Tuesday, June 10, 2014

Baby Steps



After finishing “Watchmen,” I wanted to knock out “The Fault in our Stars” by John Green, for no other reason other than it has been recommended too many times for me to ignore. Imagine my surprise when I discovered that the film just came out, so there are no copies available at the library. I’m reading “Catch-22” by Heller instead.

Additionally, I’m writing a résumé and including all of my publications (exactly one), which made me go back and read it again. It was an ambivalent experience for only one reason; I wanted to fix it. My submission was as good as I could possibly make it at the time. I wrote it quickly and did some light editing, but there were few changes I could find. Now I can find a lot. Sentence restructuring, word reduction, tailoring for the audience, it could have been tighter and thus more effective. This is a good thing. It means I’m better now. However, it also means that I released inferior work and it’s now part of my permanent record. Same for the guest blogging I did for the cloth diapering people. Not exactly bad work, but flawed and that’s a little embarrassing. Maybe even negatively impacts my shot at a job.

Still, it’s publication and that’s better than nothing. I'm not sure if guest blogging counts, and I have one more article under review. It's all non-fiction, and I haven't been paid for any of it.
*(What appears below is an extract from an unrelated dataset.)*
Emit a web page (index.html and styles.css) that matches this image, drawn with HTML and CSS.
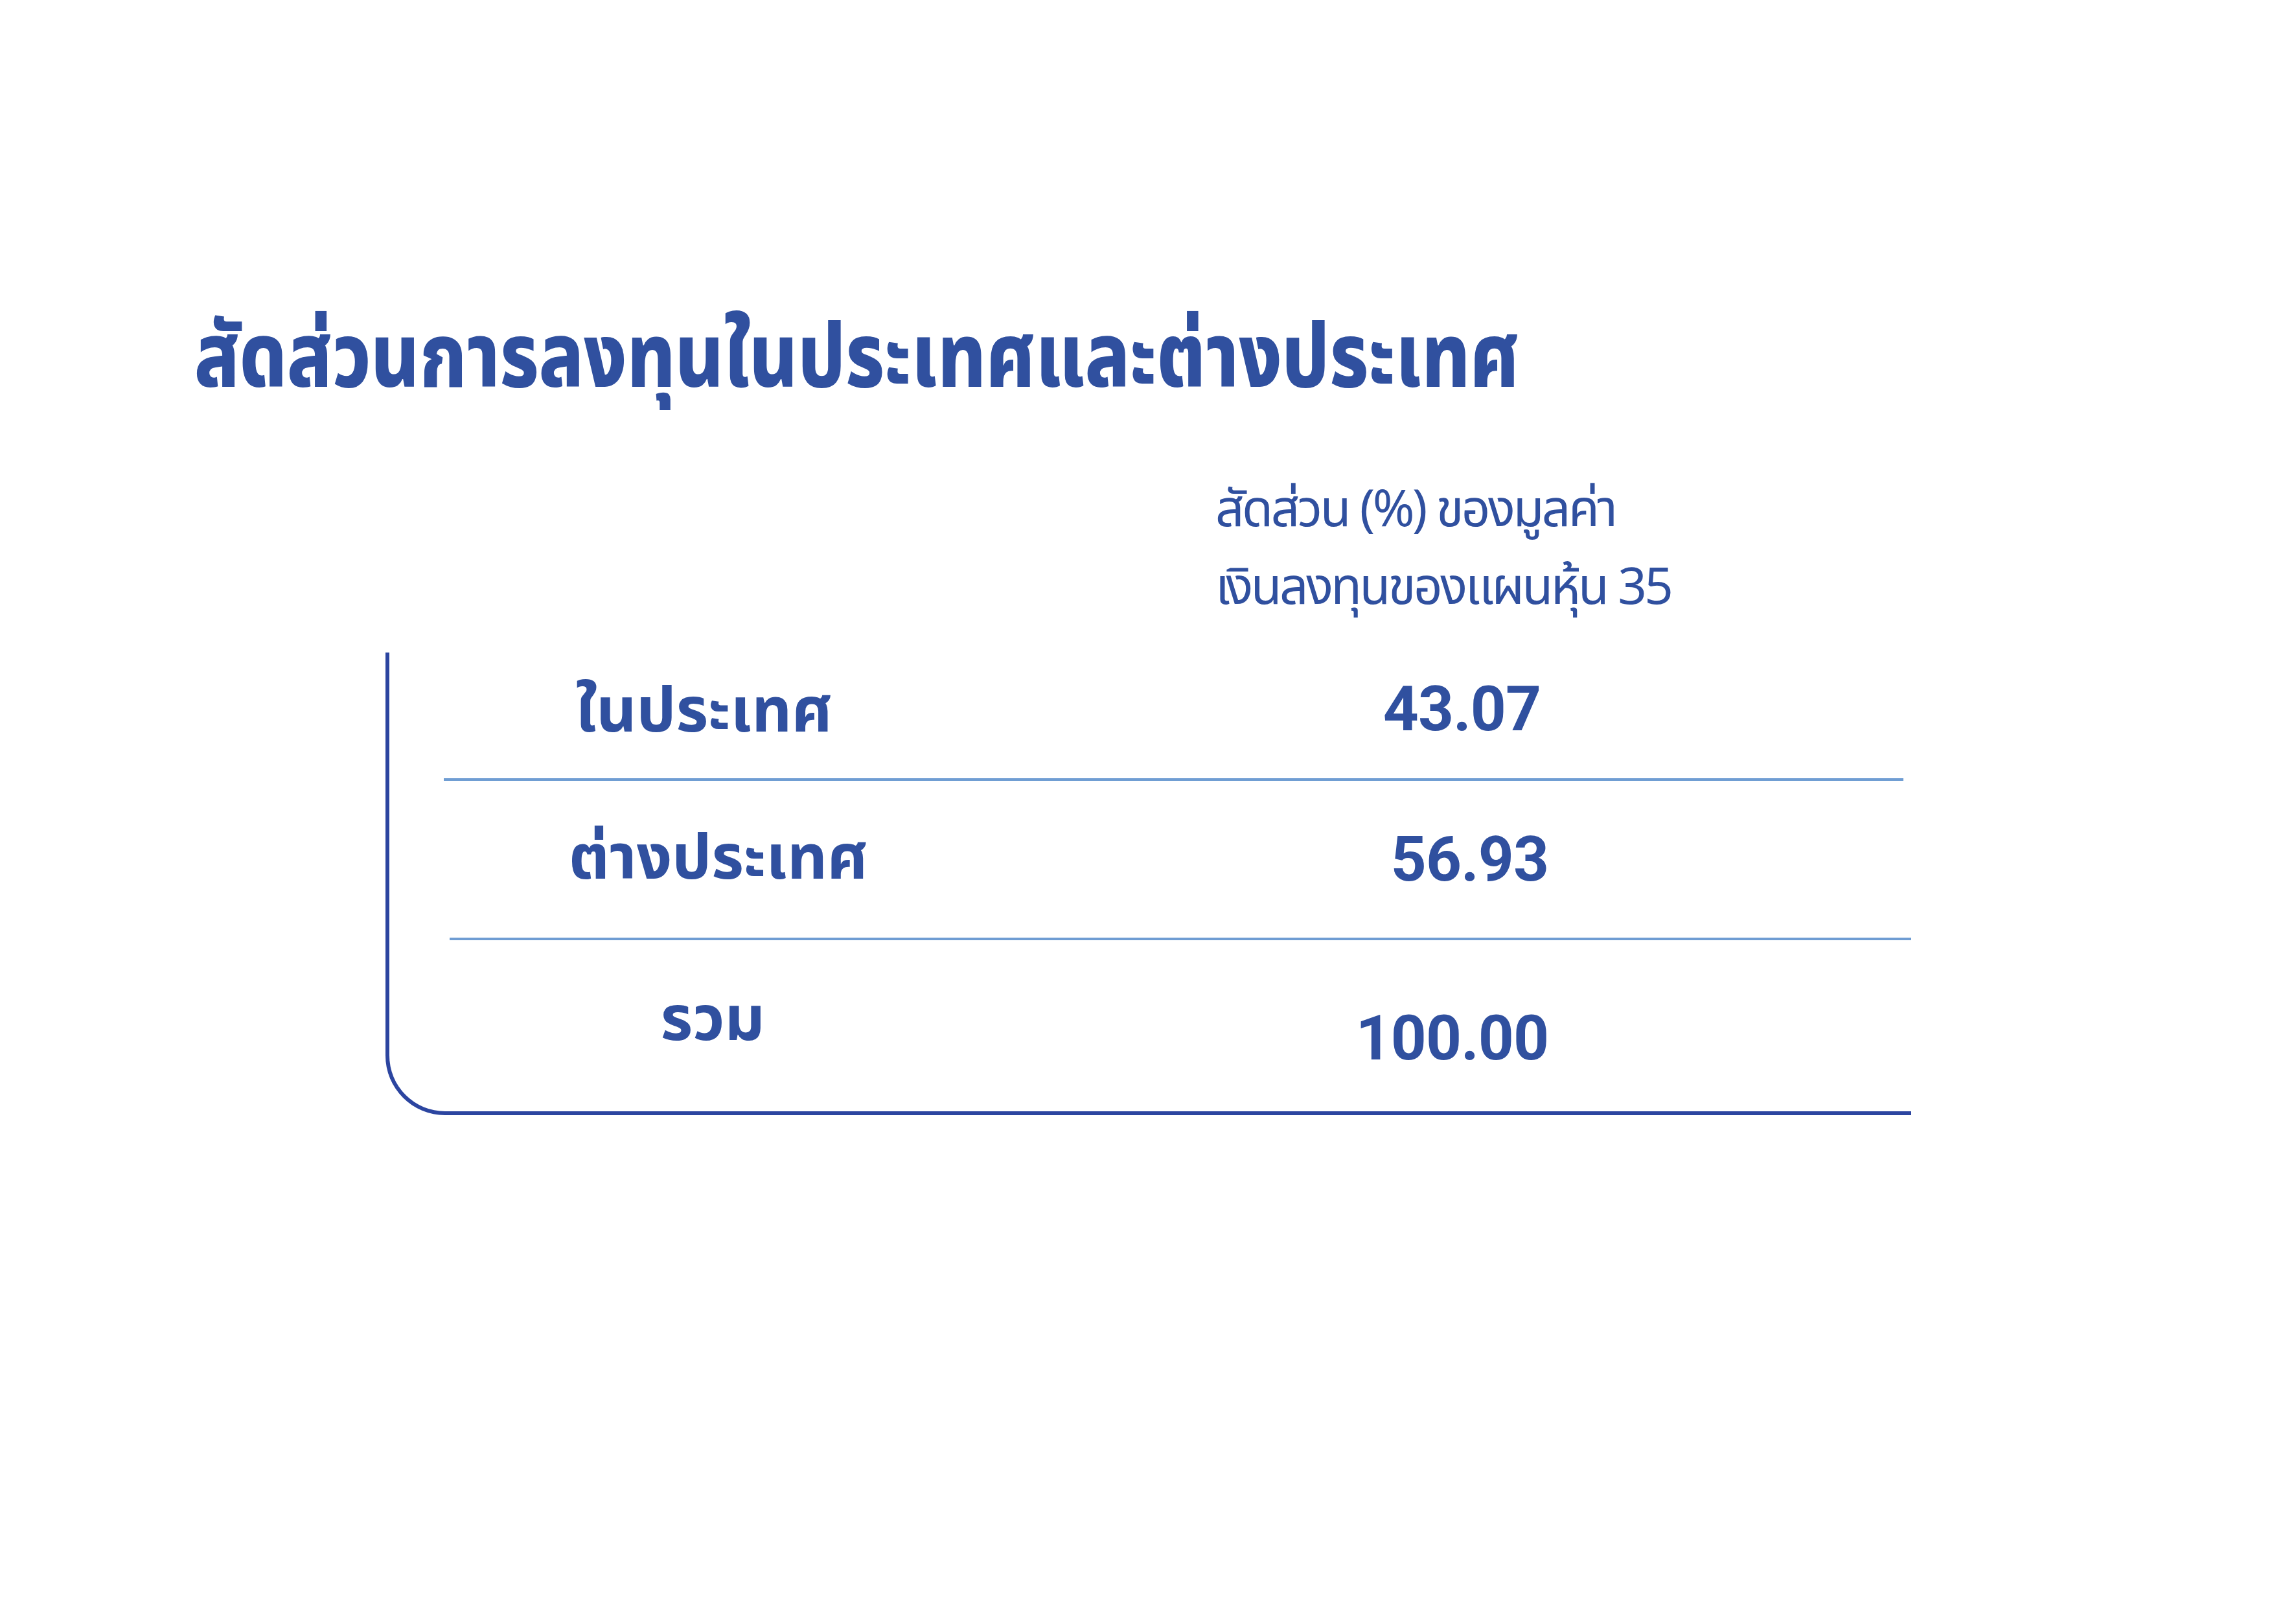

I still have a long way to go to selling fiction.

Tuesday, June 3, 2014

Treading Water


Post graduation, I had every intention of updating the blog every Tuesday, but between caring for and bussing my beautiful but wounded wife to and from work, and looking after my two kids, and not coming up with anything specific to talk about, meeting my deadline is more difficult than I previously thought

I have been reading “Watchmen,” watching “Stargate: Atlantis,” and pecking away at my own work. Atlantis has reminded me how good, personable characters can save a weak plot. Alan Moor’s work verifies that multiple points of view inside a single narrative can be effective, even desirable. Maybe I’m strange for enjoying time spent with Rorschach, but we couldn’t get the whole story with only his point of view and besides, it’s good to take a break from him every once in a while. He’s an intense fellow.

Meanwhile, I recently finished editing a piece on the inoculation conspiracy. Hopefully it will appear in a university magazine, but not in time to pad my resume for the job hunt. C’est la vie. Guess I’ll keep plugging away at my fiction and see where I land.